Grand Canyon’s major South Rim contract is expected to generate $1.27 billion over 15 years — a significant revenue source.
In 2014, the Park Service used franchise fees to rehabilitate historic buildings at Yosemite, enhance emergency response dispatch services at Denali National Park and increase accessibility to campgrounds at Grand Teton, the agency said.
The 88 parks that lent money to pay down Grand Canyon’s LSI "will operate without interruption or impact to projects funded by concession franchise fees in fiscal year 2015, and no long-term impacts are anticipated," Lena McDowall, NPS’s associate director for business services, wrote in a Jan. 26 letter to Bennet and Sen. Cory Gardner (R-Colo.).
"The lending parks had carry-over balances in their franchise fee accounts that, when combined with expected annual revenues, were larger than what the parks required to fund planned projects," McDowall wrote.
Moreover, the $50 million will be paid back — as required by law — over the course of the 15-year Grand Canyon contract, she said. A new solicitation for the South Rim contract, which will begin in January 2016, will be issued "soon," NPS said.
An overhyped barrier
But Crandall of the National Park Hospitality Association isn’t quite buying it.
"Explain that to the millions of visitors who won’t be getting the kind of experience they were expecting when they board the ferry on the way to the Statue of Liberty," he said.
Crandall said Congress is to blame for rising LSI, because it has failed to provide enough funding for NPS to maintain its infrastructure. Provisions in the 1998 concessions law haven’t helped, either, he said. Contracts are generally limited to 10 years, which isn’t enough time for companies to recoup their investments in park infrastructure, he said.
"It’s not like LSI is the wrong solution," he said. "It’s been used too much because the budget of the Park Service hasn’t allowed the kind of investment that really shouldn’t be borne by the concessioner."
Crandall said LSI is an overhyped barrier. When a new concessioner buys an old concessioner’s LSI, it doesn’t vanish. The new concessioner owns the investment. Moreover, most of the historic structures concessioners run were built with private capital, not appropriated funds, he said.
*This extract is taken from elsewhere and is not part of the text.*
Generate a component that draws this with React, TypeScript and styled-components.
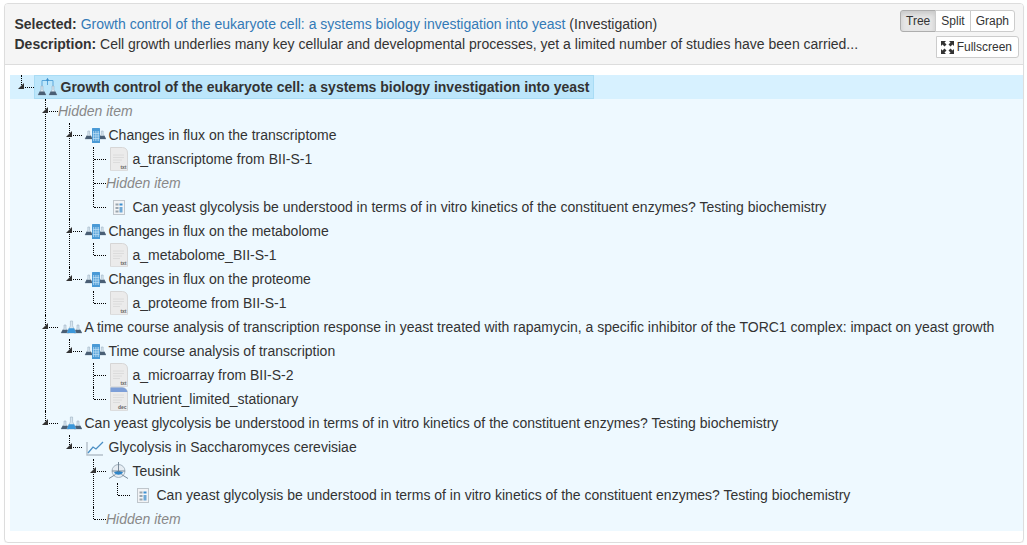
import styled, { createGlobalStyle } from "styled-components";

const GlobalStyle = createGlobalStyle`
  html, body {
    margin: 0;
    padding: 0;
    background: #fff;
    font-family: "Liberation Sans", Arial, sans-serif;
    font-size: 14px;
    color: #333;
  }
`;

const Panel = styled.div`
  box-sizing: border-box;
  width: 1020px;
  height: 540px;
  margin: 3px 0 0 4px;
  border: 1px solid #ddd;
  border-radius: 4px;
  box-shadow: 0 1px 1px rgba(0, 0, 0, 0.05);
`;

const Header = styled.div`
  box-sizing: border-box;
  display: flex;
  justify-content: space-between;
  height: 61px;
  padding: 10px 4px 0 9.5px;
  background: #f5f5f5;
  border-bottom: 1px solid #ddd;
  border-radius: 3px 3px 0 0;
`;

const Summary = styled.div`
  line-height: 20px;
`;

const SummaryLink = styled.a`
  color: #337ab7;
  text-decoration: none;
`;

const Controls = styled.div`
  display: flex;
  flex-direction: column;
  align-items: flex-end;
  gap: 4px;
  margin-top: -4px;
`;

const ButtonGroup = styled.div`
  display: flex;
  margin-right: 4px;
`;

const Button = styled.button<{ $active?: boolean }>`
  box-sizing: border-box;
  display: flex;
  align-items: center;
  gap: 3px;
  height: 22px;
  margin: 0 0 0 -1px;
  padding: 0 5px;
  font: 12px "Liberation Sans", Arial, sans-serif;
  color: #333;
  background: ${(p) => (p.$active ? "#e6e6e6" : "#fff")};
  border: 1px solid ${(p) => (p.$active ? "#adadad" : "#ccc")};
  box-shadow: ${(p) => (p.$active ? "inset 0 3px 5px rgba(0,0,0,.125)" : "none")};
  border-radius: 0;
  &:first-child {
    border-radius: 3px 0 0 3px;
  }
  &:last-child {
    border-radius: 0 3px 3px 0;
  }
`;

const SoloButton = styled(Button)`
  padding: 0 6px 0 4px;
  &:first-child:last-child {
    border-radius: 3px;
  }
`;

const Tree = styled.ul`
  list-style: none;
  margin: 10px 0 0 5px;
  padding: 0;
  background: #eef9ff;
`;

const Branch = styled.ul`
  list-style: none;
  margin: 0;
  padding: 0;
`;

const Node = styled.li`
  position: relative;
  padding-left: 24px;
`;

const Strip = styled.div`
  position: absolute;
  left: 0;
  right: 0;
  top: 0;
  height: 24px;
  background: #d7f1ff;
`;

const Stem = styled.span<{ $last: boolean }>`
  position: absolute;
  left: 11px;
  top: 0;
  ${(p) => (p.$last ? "height: 12px;" : "bottom: 0;")}
  border-left: 1px dotted #000;
`;

const Tick = styled.span`
  position: absolute;
  left: 12px;
  top: 12px;
  width: 12px;
  border-top: 1px dotted #000;
`;

const Expander = styled.span`
  position: absolute;
  left: 8px;
  top: 8px;
  width: 6px;
  height: 6px;
  background: #333;
  clip-path: polygon(100% 0, 100% 100%, 0 100%);
`;

const Row = styled.div`
  position: relative;
  display: flex;
  align-items: center;
  height: 24px;
  white-space: nowrap;
`;

const Title = styled.span<{ $selected?: boolean; $hidden?: boolean }>`
  display: flex;
  align-items: center;
  height: 24px;
  color: ${(p) => (p.$hidden ? "#888" : "#333")};
  font-style: ${(p) => (p.$hidden ? "italic" : "normal")};
  font-weight: ${(p) => (p.$selected ? "bold" : "normal")};
  ${(p) =>
    p.$selected &&
    `background: #bce6fb; box-shadow: inset 0 0 0 1px #a9dcf5; padding-right: 4.5px;`}
`;

const IconBox = styled.svg`
  flex: none;
  width: 24px;
  height: 24px;
  margin-right: 2.5px;
`;

const Flask = ({ x, y, w, h, fill = "#4a5f75" }: { x: number; y: number; w: number; h: number; fill?: string }) => (
  <g>
    <path
      d={`M${x + w * 0.38} ${y}h${w * 0.24}v${h * 0.4}L${x + w} ${y + h}H${x}L${x + w * 0.38} ${y + h * 0.4}z`}
      fill="#d8e6f0"
      stroke="#9db2c2"
      strokeWidth="0.6"
    />
    <path d={`M${x + w * 0.2} ${y + h * 0.6}H${x + w * 0.8}L${x + w} ${y + h}H${x}z`} fill={fill} />
  </g>
);

const InvestigationIcon = () => (
  <IconBox viewBox="0 0 24 24">
    <path d="M8 11V5.5h11V11M13.5 3v7" fill="none" stroke="#5aa6da" strokeWidth="1" />
    <circle cx="13.5" cy="5" r="1.2" fill="#3a8fcc" />
    <Flask x={4} y={11} w={8} h={9} />
    <Flask x={15} y={11} w={8} h={9} />
  </IconBox>
);

const AssayIcon = () => (
  <IconBox viewBox="0 0 24 24">
    <Flask x={3} y={8} w={7.5} h={8} />
    <Flask x={16.5} y={8} w={7.5} h={8} />
    <rect x="10" y="5" width="8" height="15" rx="0.5" fill="#4a9ad6" />
    <path d="M11.5 8v10M13.3 8v10M15 8v10M16.6 8v10M10.8 10.5h6.5M10.8 13h6.5M10.8 15.5h6.5" stroke="#bfe0f5" strokeWidth="0.7" />
  </IconBox>
);

const StudyIcon = () => (
  <IconBox viewBox="0 0 24 24">
    <Flask x={3} y={10} w={8} h={8} />
    <Flask x={16} y={10} w={8} h={8} />
    <Flask x={9} y={6} w={9} h={12} fill="#3b97da" />
  </IconBox>
);

const DocIcon = ({ label, banner }: { label: string; banner?: boolean }) => (
  <IconBox viewBox="0 0 24 24">
    <path d="M4.5 0.5H16.5Q21.5 1 21.5 6V23a.8.8 0 0 1-.8.8H5.3a.8.8 0 0 1-.8-.8z" fill="#ebebeb" stroke="#d6d6d6" />
    {banner && <path d="M4.5 5V0.5H16.5Q20.5 1 21.5 5z" fill="#7d9fd8" />}
    <path d="M7 8h11M7 10.5h11M7 13h9M7 15.5h7" stroke="#d8d8d8" strokeWidth="0.8" />
    <text x="20.5" y="22" textAnchor="end" fontSize="5" fontWeight="bold" fontFamily="Liberation Sans" fill="#666">
      {label}
    </text>
  </IconBox>
);

const DataFileIcon = () => (
  <IconBox viewBox="0 0 24 24">
    <rect x="7.5" y="5.5" width="11" height="14" fill="#f2f4f6" stroke="#bfc6cc" />
    <path d="M9.5 8.5h3v2h-3zM9.5 12h3v2h-3zM9.5 15.5h3v2h-3z" fill="#9aa5ae" />
    <path d="M13.5 8.5h3v2h-3z" fill="#3b8fd0" />
    <path d="M13.5 12h3v5.5h-3z" fill="#6fa9d6" />
  </IconBox>
);

const ChartIcon = () => (
  <IconBox viewBox="0 0 24 24">
    <path d="M5 7v13h16" fill="none" stroke="#b4c0ca" strokeWidth="1.4" />
    <path d="M6 18l5-6 3 2 7-7" fill="none" stroke="#4a8fc4" strokeWidth="1.3" />
  </IconBox>
);

const ModelIcon = () => (
  <IconBox viewBox="0 0 24 24">
    <circle cx="12.5" cy="12" r="6.5" fill="#e6edf3" stroke="#93a4b2" strokeWidth="0.8" />
    <path d="M8 13.5a5 4 0 0 0 9 0c-2.5 -2-6.5-2-9 0z" fill="#2f86c8" />
    <path d="M12.5 3v10M3 19.5l6.5-4M22 19.5l-6.5-4M6 12h13" stroke="#6c7f8f" strokeWidth="0.9" fill="none" />
  </IconBox>
);

type Item = {
  text: string;
  icon?: React.ReactNode;
  hidden?: boolean;
  children?: Item[];
};

const STUDY_TITLE = "Can yeast glycolysis be understood in terms of in vitro kinetics of the constituent enzymes? Testing biochemistry";
const HIDDEN: Item = { text: "Hidden item", hidden: true };

const items: Item[] = [
  {
    text: "Hidden item",
    hidden: true,
    children: [
      {
        text: "Changes in flux on the transcriptome",
        icon: <AssayIcon />,
        children: [
          { text: "a_transcriptome from BII-S-1", icon: <DocIcon label="txt" /> },
          HIDDEN,
          { text: STUDY_TITLE, icon: <DataFileIcon /> },
        ],
      },
      {
        text: "Changes in flux on the metabolome",
        icon: <AssayIcon />,
        children: [{ text: "a_metabolome_BII-S-1", icon: <DocIcon label="txt" /> }],
      },
      {
        text: "Changes in flux on the proteome",
        icon: <AssayIcon />,
        children: [{ text: "a_proteome from BII-S-1", icon: <DocIcon label="txt" /> }],
      },
    ],
  },
  {
    text: "A time course analysis of transcription response in yeast treated with rapamycin, a specific inhibitor of the TORC1 complex: impact on yeast growth",
    icon: <StudyIcon />,
    children: [
      {
        text: "Time course analysis of transcription",
        icon: <AssayIcon />,
        children: [
          { text: "a_microarray from BII-S-2", icon: <DocIcon label="txt" /> },
          { text: "Nutrient_limited_stationary", icon: <DocIcon label="dec" banner /> },
        ],
      },
    ],
  },
  {
    text: STUDY_TITLE,
    icon: <StudyIcon />,
    children: [
      {
        text: "Glycolysis in Saccharomyces cerevisiae",
        icon: <ChartIcon />,
        children: [
          {
            text: "Teusink",
            icon: <ModelIcon />,
            children: [{ text: STUDY_TITLE, icon: <DataFileIcon /> }],
          },
          HIDDEN,
        ],
      },
    ],
  },
];

function TreeNode({ item, last }: { item: Item; last: boolean }) {
  return (
    <Node>
      <Stem $last={last} />
      <Tick />
      {item.children && <Expander />}
      <Row>
        {item.icon}
        <Title $hidden={item.hidden}>{item.text}</Title>
      </Row>
      {item.children && <NodeList items={item.children} />}
    </Node>
  );
}

function NodeList({ items }: { items: Item[] }) {
  return (
    <Branch>
      {items.map((item, i) => (
        <TreeNode key={i} item={item} last={i === items.length - 1} />
      ))}
    </Branch>
  );
}

const FullscreenIcon = () => (
  <svg width="13" height="13" viewBox="0 0 13 13" fill="#333">
    <path d="M0 0h5L3.5 1.5 5.5 3.5 3.5 5.5 1.5 3.5 0 5zM13 0v5L11.5 3.5 9.5 5.5 7.5 3.5 9.5 1.5 8 0zM0 13V8l1.5 1.5 2-2 2 2-2 2L5 13zM13 13H8l1.5-1.5-2-2 2-2 2 2L13 8z" />
  </svg>
);

export default function App() {
  return (
    <Panel>
      <GlobalStyle />
      <Header>
        <Summary>
          <div>
            <b>Selected:</b>{" "}
            <SummaryLink href="#">Growth control of the eukaryote cell: a systems biology investigation into yeast</SummaryLink>{" "}
            (Investigation)
          </div>
          <div>
            <b>Description:</b> Cell growth underlies many key cellular and developmental processes, yet a limited number of studies have been carried...
          </div>
        </Summary>
        <Controls>
          <ButtonGroup>
            <Button $active>Tree</Button>
            <Button>Split</Button>
            <Button>Graph</Button>
          </ButtonGroup>
          <SoloButton>
            <FullscreenIcon />
            Fullscreen
          </SoloButton>
        </Controls>
      </Header>
      <Tree>
        <Node>
          <Strip />
          <Stem $last />
          <Tick />
          <Expander />
          <Row>
            <Title $selected>
              <InvestigationIcon />
              Growth control of the eukaryote cell: a systems biology investigation into yeast
            </Title>
          </Row>
          <NodeList items={items} />
        </Node>
      </Tree>
    </Panel>
  );
}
At a July 2013 hearing before the Senate Energy and Natural Resources Committee, Park Service Director Jon Jarvis said his agency would need at least $700 million annually just to keep the maintenance backlog level. The agency in the previous fiscal year had received only $444 million for that purpose.
More than half the backlog consists of roads and bridges, whose maintenance and upgrade is generally covered by the highway bill.
Crandall said the agency will need to look beyond traditional appropriations to properly maintain its assets. He touted a March 2013 white paper by NPHA and NPCA that listed 16 ideas for increasing nonappropriated funds.
For example, franchise fees could be increased 50 percent within three years through expanded concessioner services, including by lengthening operating hours at units like Alcatraz and the Statue of Liberty and allowing dynamic pricing of services, the paper said. Concessioner-operated facilities make up roughly $1 billion of the estimated $11 billion infrastructure backlog, it said.
"Concessioners report that the public wants expanded services — longer operating seasons at some units, removal of time-of-day limits at others, added educational seminars and special events [and] other services like Wi-Fi," the paper said.
Still, others argue parks are already overdeveloped and overcommercialized.
But concessionaires are hobbled by shorter contracts, a reluctance by NPS to award LSI and prospectuses creating a "negative cash flow" for more than half the concessions contract, the paper said. That has "exacerbated the challenges faced by NPS in maintaining aging infrastructure," the paper said.
Other proposals in the white paper included adding a "penny for parks" to the federal gasoline tax and creating a park legacy fund with money from oil and gas revenues and private donations.